What is Capital Efficiency?
Let's find out Capital Efficiency meaning, definition in crypto, what is Capital Efficiency, and all other detailed facts.
Capital efficiency describes the ratio between a company’s spending on the growing revenue and the returns made as profits. For example, if a company earns $1 for every $1 spent, the capital efficiency ratio is 1:1.
A higher ratio shows that a company is capital-efficient and making a profit. Capital efficiency is important for companies, particularly startups, as it allows them to analyze which expenses could be cut without negatively impacting the quality of operations. Companies may struggle to raise funds if their expenses are too big given their growth.
Capital efficiency in the crypto world is seen to be more effective when companies use digital assets rather than fiat money. Crypto assets are typically cheaper to utilize and maintain than fiat given the scaling costs that are prominent in the industry, particularly as companies aim to grow on a global scale.
Making sure that the capital efficiency ratio is always backed by an asset 1:1 can be one of the biggest challenges, whether the asset in question is digital or fiat.
Stablecoins, cryptocurrencies that are pegged to a set value of an asset like gold or the US dollar, can experience difficulties with capital efficiency.
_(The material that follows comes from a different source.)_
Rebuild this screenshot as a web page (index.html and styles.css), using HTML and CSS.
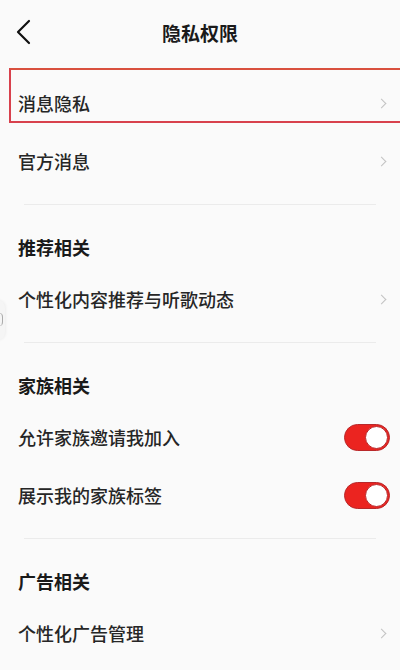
FILE: index.html
```html
<!DOCTYPE html>
<html>
    <head>
        <meta charset="utf-8">
        <title>隐私权限</title>
        <link rel="stylesheet" href="styles.css">
    </head>
    <body>

        <div class="page">

            <div class="header">
                <div class="back">
                    <svg width="20" height="26" viewBox="0 0 20 26">
                        <polyline points="13,2 2,13 13,24" fill="none" stroke="#111" stroke-width="2.2" stroke-linecap="round" stroke-linejoin="round"/>
                    </svg>
                </div>
                <div class="title">隐私权限</div>
                <div></div>
            </div>

            <div class="group first">
                <div class="row link marked">
                    <span class="label">消息隐私</span>
                    <span class="chevron"></span>
                    <div class="mark"></div>
                </div>
                <div class="row link">
                    <span class="label">官方消息</span>
                    <span class="chevron"></span>
                </div>
            </div>

            <div class="divider"></div>

            <div class="group">
                <div class="group-title">推荐相关</div>
                <div class="row link">
                    <span class="label">个性化内容推荐与听歌动态</span>
                    <span class="chevron"></span>
                </div>
            </div>

            <div class="divider"></div>

            <div class="group">
                <div class="group-title">家族相关</div>
                <div class="row">
                    <span class="label">允许家族邀请我加入</span>
                    <span class="switch on"></span>
                </div>
                <div class="row">
                    <span class="label">展示我的家族标签</span>
                    <span class="switch on"></span>
                </div>
            </div>

            <div class="divider"></div>

            <div class="group">
                <div class="group-title">广告相关</div>
                <div class="row link">
                    <span class="label">个性化广告管理</span>
                    <span class="chevron"></span>
                </div>
            </div>

            <div class="side-handle"></div>

        </div>

    </body>
</html>
```

FILE: styles.css
```css
/** Page **/
html, body {
    margin: 0;
    padding: 0;
    background-color: #fafafa;
}
.page {
    position: relative;
    width: 400px;
    height: 670px;
    overflow: hidden;
    font-family: "Noto Sans CJK SC", "Noto Sans", sans-serif;
    color: #222;
}

/** Header **/
.header {
    display: grid;
    grid-template-columns: 60px 1fr 60px;
    align-items: center;
    height: 64px;
}
.header .back {
    display: flex;
    align-items: center;
    padding-left: 16px;
    padding-bottom: 1px;
}
.header .title {
    text-align: center;
    font-size: 19px;
    font-weight: bold;
    color: #1a1a1a;
}

/** Groups **/
.group.first {
    padding-top: 10px;
}
.group-title {
    padding: 31px 18px 12px;
    font-size: 18px;
    line-height: 22px;
    font-weight: bold;
    color: #1a1a1a;
}
.divider {
    height: 1px;
    margin: 14px 24px 0;
    background-color: #ebebeb;
}

/** Rows **/
.row {
    position: relative;
    display: flex;
    align-items: center;
    justify-content: space-between;
    height: 58px;
    padding: 0 10px 0 18px;
}
.row .label {
    font-size: 18px;
    font-weight: 500;
    color: #262626;
}
.chevron {
    width: 6px;
    height: 6px;
    margin-right: 5px;
    border-top: 1.5px solid #c2c2c2;
    border-right: 1.5px solid #c2c2c2;
    transform: rotate(45deg);
}

/** Switch **/
.switch {
    position: relative;
    width: 46px;
    height: 27px;
    box-sizing: border-box;
    border-radius: 14px;
    background-color: #eb2420;
    border: 1px solid #b8282a;
}
.switch::after {
    content: "";
    position: absolute;
    top: 1px;
    right: 1px;
    width: 23px;
    height: 23px;
    box-sizing: border-box;
    border-radius: 50%;
    background-color: #fff;
    border: 1px solid #b8282a;
}

/** Annotation **/
.mark {
    position: absolute;
    top: -6px;
    left: 9px;
    right: -4px;
    height: 55px;
    box-sizing: border-box;
    border: 2px solid #d8414d;
    border-top-color: #d9503e;
    pointer-events: none;
}

/** Floating side handle **/
.side-handle {
    position: absolute;
    left: -6px;
    top: 300px;
    width: 11px;
    height: 40px;
    border-radius: 0 8px 8px 0;
    background-color: #f5f5f5;
    box-shadow: 1px 0 3px rgba(0, 0, 0, 0.05);
}
.side-handle::after {
    content: "";
    position: absolute;
    left: 5px;
    top: 13px;
    width: 3px;
    height: 13px;
    border-right: 1px solid #aaa;
    border-radius: 0 6px 6px 0;
}
```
Stablecoin assets like Tether (USDT) may require larger amounts of collateral backing, the more of it is purchased, causing capital inefficiency.
The capital efficiency ratio is positively affected by blockchain-based decentralized finance (DeFi) innovations. Unlike Tether, which is pegged to the value of the USD, collaterally- or algorithmically-backed stablecoins only require a percentage of the whole supply to have collateral backing.
In the case of collaterally-backed and algorithmically-backed stablecoins, a $1 peg may only require to have 80% fiat stablecoin backing, thus making the capital efficiency 20% higher.